La fabbrica è, come detto, una casa a patio e, pur situata in un lotto che non obbligava a chiudersi verso l'interno, è prevalentemente introversa, intima e raccolta, e dialoga con il paesaggio del grande estuario attraverso il filtro di una terrazza-patio che apparta il fronte del soggiorno dal margine della strada carrabile.
Il rapporto tra interno ed esterno è pertanto affidato a luoghi sensibili, indagati attentamente al fine di costruire, ogni volta, un carattere opportuno alla percezione ed alla fruizione, consono a molteplici modalità dello stare. A grandi aperture sul muro perimetrale che inquadrano la vista del Rio de la Plata fanno da contrappunto, all'interno del soggiorno, piccole aperture, a volte chiuse con vetri colorati, realizzate con il proposito di ''enfatizzare il fluire delle stagioni e del tempo, attraverso le quali passa il sole invernale proiettando colori sul pavimento e sulle pareti che, non solo si muovono nell'arco della giornata, ma ogni giorno mutano''. Le viste sono tagliate secondo prospettive strette e controllate, tra loro connesse, in modo da percepire anche lo scorcio più lontano, il mare, attraverso un sistema di piani architettonici in successione. Con diversi gradi di intimità sono trattati anche gli spazi dei patii che si realizzano in paesaggi interiori, ricchi di valori simbolici, mediati da luoghi intermedi di passaggio tra l'interno e l'esterno con aggetti delle volte, ora pieni, ora traforati a sostenere rampicanti fioriti.

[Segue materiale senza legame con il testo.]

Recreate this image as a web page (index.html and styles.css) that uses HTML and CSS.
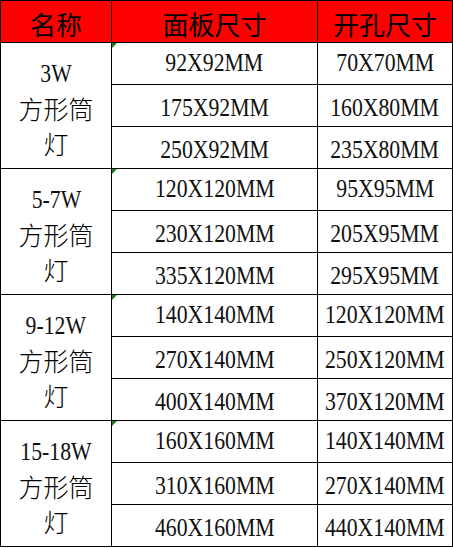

A quello anteriore aperto verso la strada, vagamente metafisico, lastricato in guisa di spazio semipubblico, fa da contrappunto quello centrale, vero cuore della casa, più verde ed intimo prolungamento degli ambienti del soggiorno e del pranzo, oltre che dell'ambito di riposo e lettura posto di fronte le camere da letto, ed infine quello più interno destinato ad un uso più familiare e di servizio. La casa è sostanzialmente monomaterica, ma il mattone non è usato come elemento di banale ripetizione, esso è trattato in modi opportunamente diversi e disposto secondo differenti giaciture.
I muri verticali sono semplicemente dipinti con calce bianca che lascia trasparire la trama sottostante, mentre le volte ed i paramenti esterni sono a vista. Il grande fascino delle strutture a volta predisposte da Dieste, come da lui stesso affermato nella breve conversazione riportata nel presente articolo, non nasce esclusivamente da una volontà formale, ma si basa piuttosto su una stringente logica costruttiva che si fonda sulle capacità della manodopera e sul costo contenuto dei materiali. Al pari delle più ardite costruzioni realizzate da Dieste, questo tipo di organismo, adottato a scala domestica, offre un risparmio sia sulla quantità di materiale impiegato, sia sulla velocità di esecuzione. La casa sembra oggi sfuggire ad ogni datazione, i principi su cui è realizzata sono così atemporali e permanenti da esulare da mode e da linguaggi estemporanei. In definitiva ci piace convenire con lo stesso Dieste quando afferma che ''l'architettura ci aiuta a contemplare. La vita va consumando la nostra capacità di sorprenderci e la sorpresa è il principio di una visione autentica del mondo".